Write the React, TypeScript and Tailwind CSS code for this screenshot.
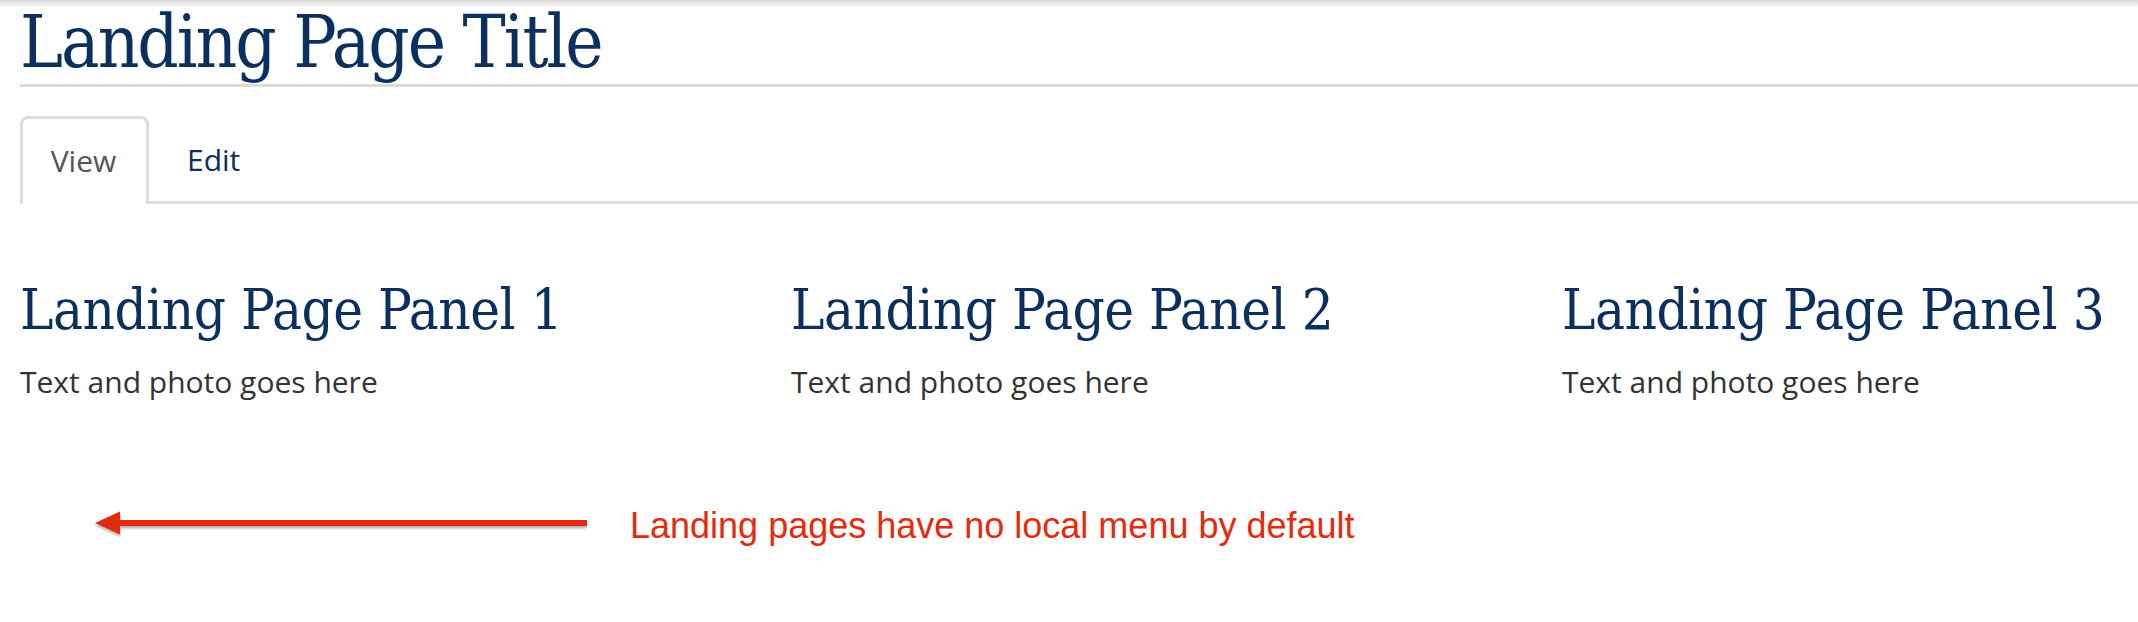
import React from "react";

const slab = { fontFamily: '"DejaVu Serif Condensed", "DejaVu Serif", serif' };

function Panel({ title }: { title: string }) {
  return (
    <div className="w-[771px] shrink-0">
      <h2 className="text-[56px] leading-none tracking-[-0.5px] text-[#0b2f5e] whitespace-nowrap" style={slab}>
        {title}
      </h2>
      <p className="mt-[29px] text-[30px] leading-none text-[#333333] font-['Open_Sans',sans-serif]">
        Text and photo goes here
      </p>
    </div>
  );
}

export default function App() {
  return (
    <div className="relative w-[2138px] h-[622px] overflow-hidden bg-white">
      <div className="absolute left-0 top-0 w-full h-[8px] bg-gradient-to-b from-[#d9d9d9] to-white" />
      <div className="pl-[20px] pt-[4px]">
        <h1
          className="text-[72px] leading-[76px] tracking-[-2px] text-[#0b2f5e] pb-[4px] border-b-[3px] border-[#dddad3] whitespace-nowrap"
          style={slab}
        >
          Landing Page Title
        </h1>
        <div className="mt-[30px] flex items-end border-b-[3px] border-[#dddddd] h-[87px]">
          <div className="relative -mb-[3px] w-[129px] h-[88px] border-[3px] border-b-0 border-[#dddddd] rounded-t-[8px] bg-white flex items-center justify-center">
            <span className="text-[30px] text-[#555555] font-['Open_Sans',sans-serif] -mt-[2px] -ml-[2px]">View</span>
          </div>
          <div className="h-[85px] flex items-center pl-[38px]">
            <span className="text-[30px] text-[#0b2f5e] font-['Open_Sans',sans-serif] mt-[1px]">Edit</span>
          </div>
        </div>
        <div className="mt-[78px] flex">
          <Panel title="Landing Page Panel 1" />
          <Panel title="Landing Page Panel 2" />
          <Panel title="Landing Page Panel 3" />
        </div>
      </div>
      <div className="mt-[105px] flex items-center pl-[95px]">
        <svg width="492" height="34" viewBox="0 0 492 34">
          <defs>
            <filter id="sh" x="-10%" y="-50%" width="120%" height="200%">
              <feDropShadow dx="0" dy="2" stdDeviation="1.5" floodColor="#000" floodOpacity="0.35" />
            </filter>
          </defs>
          <g filter="url(#sh)">
            <rect x="22" y="14" width="470" height="6" fill="#e32b0c" />
            <polygon points="0,17 25,5.5 25,28.5" fill="#e32b0c" />
          </g>
        </svg>
        <span className="ml-[43px] mt-[6px] text-[36px] leading-none text-[#e52b0c] font-['Liberation_Sans',Arial,sans-serif]">
          Landing pages have no local menu by default
        </span>
      </div>
    </div>
  );
}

__OBJECTIVE__. Return the full material word for word. Do not include the pictures.

__COMPLETE ANSWER__.
Write the React, TypeScript and Tailwind CSS code for this screenshot.
import React from "react";

const slab = { fontFamily: '"DejaVu Serif Condensed", "DejaVu Serif", serif' };

function Panel({ title }: { title: string }) {
  return (
    <div className="w-[771px] shrink-0">
      <h2 className="text-[56px] leading-none tracking-[-0.5px] text-[#0b2f5e] whitespace-nowrap" style={slab}>
        {title}
      </h2>
      <p className="mt-[29px] text-[30px] leading-none text-[#333333] font-['Open_Sans',sans-serif]">
        Text and photo goes here
      </p>
    </div>
  );
}

export default function App() {
  return (
    <div className="relative w-[2138px] h-[622px] overflow-hidden bg-white">
      <div className="absolute left-0 top-0 w-full h-[8px] bg-gradient-to-b from-[#d9d9d9] to-white" />
      <div className="pl-[20px] pt-[4px]">
        <h1
          className="text-[72px] leading-[76px] tracking-[-2px] text-[#0b2f5e] pb-[4px] border-b-[3px] border-[#dddad3] whitespace-nowrap"
          style={slab}
        >
          Landing Page Title
        </h1>
        <div className="mt-[30px] flex items-end border-b-[3px] border-[#dddddd] h-[87px]">
          <div className="relative -mb-[3px] w-[129px] h-[88px] border-[3px] border-b-0 border-[#dddddd] rounded-t-[8px] bg-white flex items-center justify-center">
            <span className="text-[30px] text-[#555555] font-['Open_Sans',sans-serif] -mt-[2px] -ml-[2px]">View</span>
          </div>
          <div className="h-[85px] flex items-center pl-[38px]">
            <span className="text-[30px] text-[#0b2f5e] font-['Open_Sans',sans-serif] mt-[1px]">Edit</span>
          </div>
        </div>
        <div className="mt-[78px] flex">
          <Panel title="Landing Page Panel 1" />
          <Panel title="Landing Page Panel 2" />
          <Panel title="Landing Page Panel 3" />
        </div>
      </div>
      <div className="mt-[105px] flex items-center pl-[95px]">
        <svg width="492" height="34" viewBox="0 0 492 34">
          <defs>
            <filter id="sh" x="-10%" y="-50%" width="120%" height="200%">
              <feDropShadow dx="0" dy="2" stdDeviation="1.5" floodColor="#000" floodOpacity="0.35" />
            </filter>
          </defs>
          <g filter="url(#sh)">
            <rect x="22" y="14" width="470" height="6" fill="#e32b0c" />
            <polygon points="0,17 25,5.5 25,28.5" fill="#e32b0c" />
          </g>
        </svg>
        <span className="ml-[43px] mt-[6px] text-[36px] leading-none text-[#e52b0c] font-['Liberation_Sans',Arial,sans-serif]">
          Landing pages have no local menu by default
        </span>
      </div>
    </div>
  );
}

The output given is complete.